Whilst we've been here, the four teenage boys have been playing padel tennis on a daily basis. Smaller court, underarm serve and the ball bouncing off the walls like squash, sooner or later I was bound to succumb to the temptation of having a go. Like jiving earlier in the week with the singing dancing doctor, this is almost certainly not in any kind of post-operative regime but I've been doing my exercises and swimming ever-increasing lengths in the pool and I felt good. I was, of course, rubbish at it, playing right from the off against teens who'd been honing their skills all holiday but it was ridiculously joyful to have a racquet in my hand - even if it looked like a swing ball racquet and the ball behaved in a most untennis-like way. Maybe I might get on a tennis court this autumn - I daren't hope.
Then last night was The Big Night Out. There has to be one and as this is the second year of joining in this holiday, we know the form. Cocktails - I know, piña coladas are not at the sophisticated end of the drink range and it's a very cheesy song - then a delicious dinner, all fourteen of us in Stay right on the seafront. Any niggling thoughts of resistance to further carousing were long gone by the time my Irish coffee had been consumed and the walk to Nostalgia, the karaoke bar was only a short one.

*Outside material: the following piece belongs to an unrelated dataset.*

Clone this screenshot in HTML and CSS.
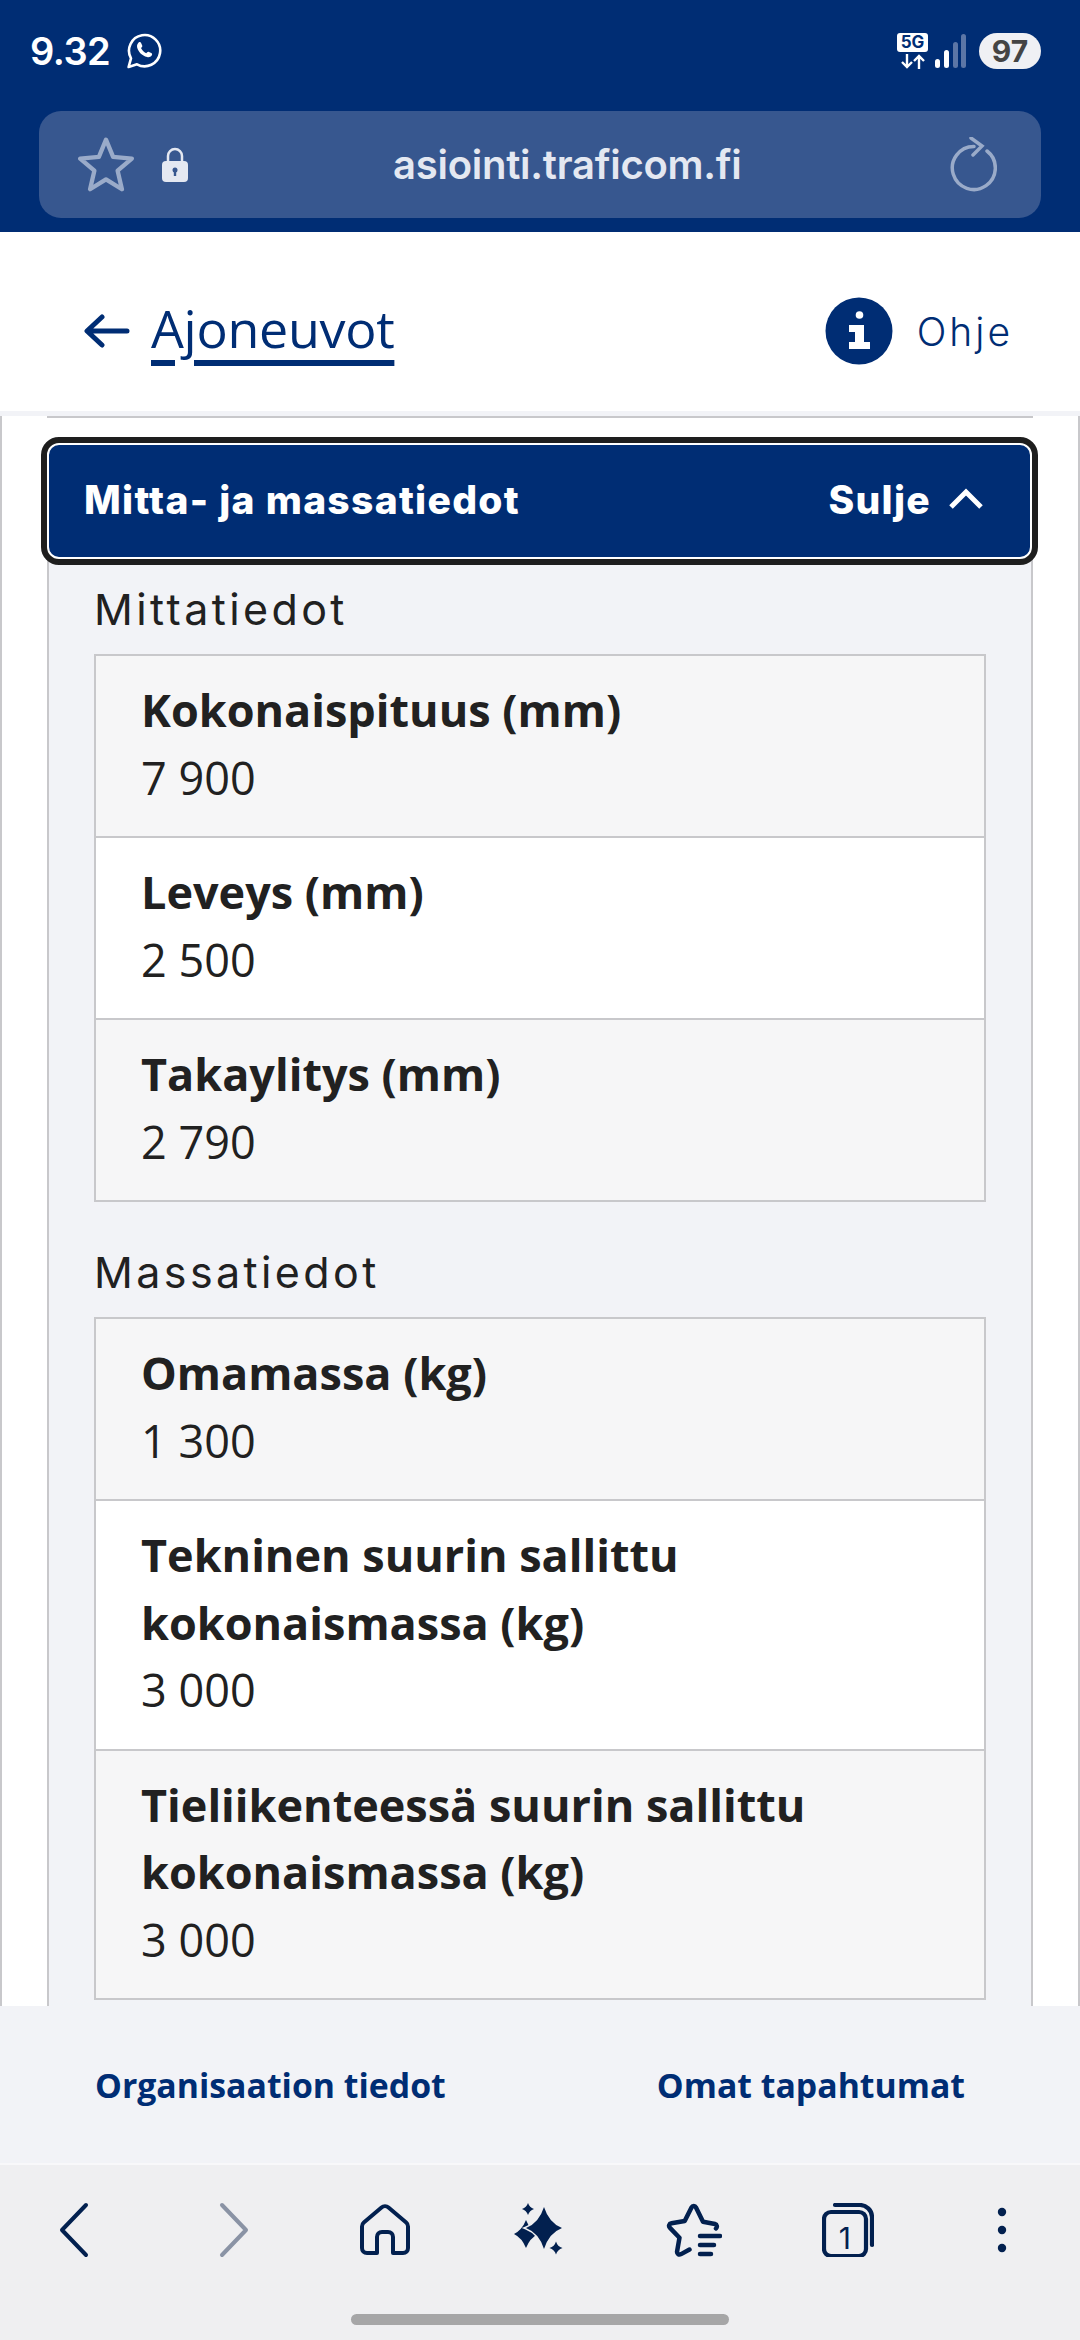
FILE: index.html
```html
<!DOCTYPE html>
<html lang="fi">
<head>
<meta charset="utf-8">
<title>Mitta- ja massatiedot</title>
<link rel="stylesheet" href="styles.css">
</head>
<body>
<div class="screen">
  <header class="browser-top">
    <div class="status">
      <div class="status-left">
        <span class="time">9.32</span>
        <svg class="wa" viewBox="0 0 36 36" width="36" height="36" fill="none" stroke="#fff"><path d="M2.6 34 5 25.3A15.6 15.6 0 1 1 11 31.3Z" stroke-width="2.6" stroke-linejoin="round"/><path d="M12.6 9.6c1-.8 2-.6 2.5.4l1.1 2.4c.3.7.1 1.2-.4 1.8l-.8.9c1 2.2 2.8 4 5.2 5.2l1-1c.6-.6 1.2-.7 1.8-.4l2.3 1.2c.9.5 1.1 1.4.4 2.4-1 1.4-2.8 2-4.6 1.5-5.2-1.4-8.800-5-10-9.800-.4-1.800.5-3.500 1.500-4.600Z" fill="#fff" stroke="none"/></svg>
      </div>
      <div class="status-right">
        <div class="net">
          <span class="net-5g">5G</span>
          <svg viewBox="0 0 26 15" width="26" height="15" fill="none" stroke="#fff" stroke-width="2.400"><path d="M7 0v13M2 8l5 5 5-5M19 15V2M14 7l5-5 5 5"/></svg>
        </div>
        <svg class="signal" viewBox="0 0 31 36" width="31" height="36"><rect x="0" y="26" width="5" height="9" rx="2.500" fill="#fff"/><rect x="9" y="17" width="5" height="18" rx="2.500" fill="#fff"/><rect x="18" y="9" width="5" height="26" rx="2.500" fill="#5c76a6"/><rect x="26" y="1" width="5" height="34" rx="2.500" fill="#5c76a6"/></svg>
        <span class="battery">97</span>
      </div>
    </div>
    <div class="urlbar">
      <svg class="star" viewBox="1 1 52 52" width="56" height="56" fill="none" stroke="#9aabc9" stroke-width="4" stroke-linejoin="round"><path d="M27 3.500 33.600 19.500 51 21 37.800 32.300 41.800 49.500 27 40.400 12.200 49.500 16.200 32.300 3 21 20.400 19.500Z"/></svg>
      <svg class="lock" viewBox="0 0 26 36" width="26" height="36"><path d="M6 15V9a7 7 0 0 1 14 0v6" fill="none" stroke="#e4e8f1" stroke-width="2.500"/><rect x="0" y="14" width="26" height="21" rx="4" fill="#e4e8f1"/><circle cx="13" cy="23" r="2.500" fill="#37578f"/><rect x="11.800" y="23" width="2.400" height="6" fill="#37578f"/></svg>
      <span class="url">asiointi.traficom.fi</span>
      <svg class="reload" viewBox="0 0 48 56" width="48" height="56" fill="none" stroke="#9aabc9" stroke-width="3.500" stroke-linecap="round"><path d="M25 9.500A21.500 21.500 0 1 0 38 14"/><path d="M22 1l11 8-9 9"/></svg>
    </div>
  </header>

  <div class="page-head">
    <a class="back" href="#">
      <svg viewBox="0 0 46 34" width="46" height="34" fill="none" stroke="#002d74" stroke-width="5" stroke-linecap="round" stroke-linejoin="round"><path d="M43 17H4M18 3 3 17l15 14"/></svg>
      <span class="back-text">Ajoneuvot</span>
    </a>
    <a class="help" href="#">
      <svg viewBox="0 0 68 68" width="68" height="68"><circle cx="34" cy="34" r="33.500" fill="#002d74"/><circle cx="34.500" cy="18" r="3.800" fill="#fff"/><path d="M24 28h15v17h6v7H24v-7h6V35h-6Z" fill="#fff"/></svg>
      <span class="help-text">Ohje</span>
    </a>
  </div>

  <main class="content">
    <div class="prev-card"></div>
    <button class="acc-btn" type="button">
      <span class="acc-title">Mitta- ja massatiedot</span>
      <span class="acc-toggle">Sulje
        <svg viewBox="0 0 34 22" width="34" height="22" fill="none" stroke="#fff" stroke-width="5"><path d="M2 19 17 4l15 15"/></svg>
      </span>
    </button>
    <section class="card">
      <h3 class="group-title">Mittatiedot</h3>
      <dl class="table">
        <div class="row odd"><dt>Kokonaispituus (mm)</dt><dd>7 900</dd></div>
        <div class="row"><dt>Leveys (mm)</dt><dd>2 500</dd></div>
        <div class="row odd"><dt>Takaylitys (mm)</dt><dd>2 790</dd></div>
      </dl>
      <h3 class="group-title second">Massatiedot</h3>
      <dl class="table">
        <div class="row odd"><dt>Omamassa (kg)</dt><dd>1 300</dd></div>
        <div class="row"><dt>Tekninen suurin sallittu kokonaismassa (kg)</dt><dd>3 000</dd></div>
        <div class="row odd"><dt>Tieliikenteessä suurin sallittu kokonaismassa (kg)</dt><dd>3 000</dd></div>
      </dl>
    </section>
  </main>

  <footer class="foot">
    <a href="#">Organisaation tiedot</a>
    <a href="#">Omat tapahtumat</a>
  </footer>

  <nav class="nav">
    <div class="nav-icons">
      <span class="ni ni-back"><svg viewBox="0 0 30 56" width="30" height="56" fill="none" stroke="#02204f" stroke-width="4" stroke-linecap="round" stroke-linejoin="round"><path d="M27 3 3 28l24 25"/></svg></span>
      <span class="ni ni-fwd"><svg viewBox="0 0 30 56" width="30" height="56" fill="none" stroke="#8a93a5" stroke-width="4" stroke-linecap="round" stroke-linejoin="round"><path d="M3 3l24 25L3 53"/></svg></span>
      <span class="ni"><svg viewBox="0 0 50 52" width="50" height="52" fill="none" stroke="#02204f" stroke-width="4" stroke-linejoin="round"><path d="M21.500 3.500 3.800 18.500c-1.200 1-1.800 2.400-1.800 4V44c0 3 2 5 5 5h10V33c0-3 2-5 5-5h6c3 0 5 2 5 5v16h10c3 0 5-2 5-5V22.500c0-1.600-.6-3-1.800-4L28.500 3.500c-2-1.700-5-1.700-7 0Z"/></svg></span>
      <span class="ni"><svg viewBox="0 0 50 54" width="50" height="54" fill="#02204f"><path d="M12 17Q16 27 24 31Q16 35 12 45Q8 35 0 31Q8 27 12 17Z"/><path d="M14 0Q15.500 4.500 20 6Q15.500 7.500 14 12Q12.500 7.500 8 6Q12.500 4.500 14 0Z"/><path d="M42 38.500Q43.500 43.500 48.500 45Q43.500 46.500 42 51.500Q40.500 46.500 35.500 45Q40.500 43.500 42 38.500Z"/><path d="M30 4Q35 20 48 25Q35 30 30 46Q25 30 12 25Q25 20 30 4Z" stroke="#efeff1" stroke-width="3" paint-order="stroke"/></svg></span>
      <span class="ni"><svg viewBox="0 0 56 54" width="56" height="54" fill="none" stroke="#02204f" stroke-width="4.500" stroke-linecap="round" stroke-linejoin="round"><path d="M50 25.500c1.500-1.500 1-4-1-4.500l-12-2.300L30 4.500c-1-2-3.500-2-4.500 0L18.700 18 5.500 20.200c-2.500.4-3.200 3-1.500 4.700l9.500 9.800-2.400 13.600c-.4 2.500 1.800 3.900 4 2.800l8.400-4.600"/><path d="M34 33h20M34 42h14M34 51h11"/></svg></span>
      <span class="ni tabs"><svg viewBox="0 0 52 54" width="52" height="54" fill="none" stroke="#02204f" stroke-width="4.200" stroke-linecap="round"><rect x="2" y="9" width="42" height="44" rx="7"/><path d="M13 2h25c6 0 12 5 12 12v28"/></svg><span class="tab-count">1</span></span>
      <span class="ni"><svg viewBox="0 0 10 46" width="10" height="46" fill="#02204f"><circle cx="5" cy="5" r="4.200"/><circle cx="5" cy="23" r="4.200"/><circle cx="5" cy="41" r="4.200"/></svg></span>
    </div>
    <div class="home-indicator"></div>
  </nav>
</div>
</body>
</html>
```
FILE: styles.css
```css
* { box-sizing: border-box; }
html, body { margin: 0; padding: 0; }
body { width: 1080px; height: 2340px; overflow: hidden; background: #fff; font-family: "Open Sans", "Noto Sans", sans-serif; color: #212121; }
a { color: inherit; text-decoration: none; }
.screen { width: 1080px; height: 2340px; display: flex; flex-direction: column; }

.browser-top { height: 232px; background: #002d74; padding: 0 39px 14px; flex: none; display: flex; flex-direction: column; }
.status { height: 111px; display: flex; justify-content: space-between; align-items: flex-start; margin-left: -9px; }
.status-left { display: flex; align-items: center; gap: 16px; padding-top: 32px; }
.time { font-family: Inter, sans-serif; font-weight: 600; font-size: 38px; line-height: 38px; color: #fff; letter-spacing: -0.5px; }
.status-right { display: flex; align-items: center; padding-top: 33px; }
.net { display: flex; flex-direction: column; align-items: center; gap: 2px; width: 31px; margin-right: 7px; }
.net-5g { display: block; width: 31px; height: 19px; background: #fff; color: #002d74; border-radius: 3px; font: 700 17px/19px Inter, sans-serif; text-align: center; }
.signal { margin-right: 13px; }
.battery { width: 62px; height: 36px; border-radius: 18px; background: #eff0f4; color: #444; font: 700 30px/36px Inter, sans-serif; text-align: center; }

.urlbar { flex: 1; border-radius: 22px; background: #37578f; display: flex; align-items: center; padding: 0 27px 0 39px; }
.lock { margin-left: 28px; }
.url { margin-left: 205px; font-family: Inter, sans-serif; font-weight: 600; font-size: 40px; color: #e4e8f1; letter-spacing: -0.25px; }
.reload { margin-left: auto; margin-right: 17px; }

.page-head { height: 184px; flex: none; background: #fff; border-bottom: 5px solid #f2f3f7; display: flex; align-items: center; justify-content: space-between; padding: 18px 67px 0 84px; }
.back { display: flex; align-items: center; gap: 21px; color: #002d74; }
.back-text { font-size: 52px; font-weight: 400; line-height: 60px; padding-bottom: 6px; text-decoration: underline; text-decoration-thickness: 6px; text-underline-offset: 12px; text-decoration-skip-ink: auto; letter-spacing: -0.3px; }
.help { display: flex; align-items: center; gap: 24px; color: #002d74; }
.help-text { font-family: Inter, sans-serif; font-weight: 300; font-size: 39px; letter-spacing: 3px; padding-top: 2px; }

.content { flex: 1; min-height: 0; overflow: hidden; border-left: 2px solid #c8c8cb; border-right: 2px solid #c8c8cb; padding: 0 39px; }
.prev-card { height: 2px; margin: 0 6px; background: #c8c8cb; }
.acc-btn { display: flex; width: 985px; height: 116px; margin: 25px 0 0 6px; position: relative; z-index: 1; align-items: center; justify-content: space-between; padding: 0 47px 4px 35px; background: #002d74; border: 2px solid #fff; border-radius: 12px; outline: 6px solid #1e1e1e; color: #fff; font-family: Inter, sans-serif; font-weight: 800; font-size: 39px; letter-spacing: 1.300px; }
.acc-toggle { display: flex; align-items: center; gap: 18px; }
.card { margin: 0 6px; border: 2px solid #c8c8cb; border-top: 0; background: #f2f3f7; padding: 6px 45px 120px; }
.group-title { margin: 0; font-family: Inter, sans-serif; font-weight: 400; font-size: 43px; line-height: 89px; letter-spacing: 3.400px; color: #212121; }
.group-title.second { margin-top: 26px; }
.table { margin: 0; border: 2px solid #c8c8cb; }
.row { padding: 20px 45px 25px; background: #fff; border-bottom: 2px solid #c8c8cb; }
.row:last-child { border-bottom: 0; }
.row.odd { background: #f6f6f7; }
.row dt { font-weight: 700; font-size: 45px; line-height: 67.500px; }
.row dd { margin: 0; font-size: 45px; line-height: 67.500px; font-weight: 400; }

.foot { height: 159px; flex: none; background: #f2f3f7; display: flex; align-items: center; padding: 0 115px 0 95px; justify-content: space-between; color: #002d74; font-weight: 700; font-size: 33.800px; border-bottom: 2px solid #f8f8fa; }
.nav { height: 175px; flex: none; background: #efeff1; display: flex; flex-direction: column; }
.nav-icons { display: flex; height: 149px; align-items: center; padding: 0 1px 20px 0; }
.ni { flex: 1; display: flex; justify-content: center; position: relative; }
.ni-back svg { margin-right: 6px; }
.ni-fwd svg { margin-left: 6px; }
.tabs .tab-count { position: absolute; left: 0; right: 0; top: 17px; text-align: center; padding-right: 6px; font: 400 30px/36px Inter, sans-serif; color: #02204f; }
.home-indicator { width: 378px; height: 11px; border-radius: 6px; background: #a6a6a7; align-self: center; }
```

I can't sing but I know I'm going to and without my intervening in any way, Friday I'm in Love by the Cure is on the screen and my name called out. Since I know that Skip is behind the covert nominating of all our names, he has to sing with me and we manage ok. Of course, the joy of karaoke is that there are people who really can sing, and people who just think they can sing and folks like me who know they can't but will do it anyway. And we've all been singing and dancing together for so long that we all know each other's signature tunes. And as well as the usual numbers - Fly me to the Moon, 9 to 5, Sweet Caroline, Oliver's Army, there were great songs from the children including Stacey's Mom by one-hit-wonders The Fountains of Wayne sung by my gorgeous girls. This was a regular song on our journeys to school when all four children would sing along with me - such happy memories gone in the speed of light.
It was a 3am finish meaning that number 2 and LF had managed a 23 hour day but it was perfect. Carpe diem absolutely. Never going to waste a minute of my life again.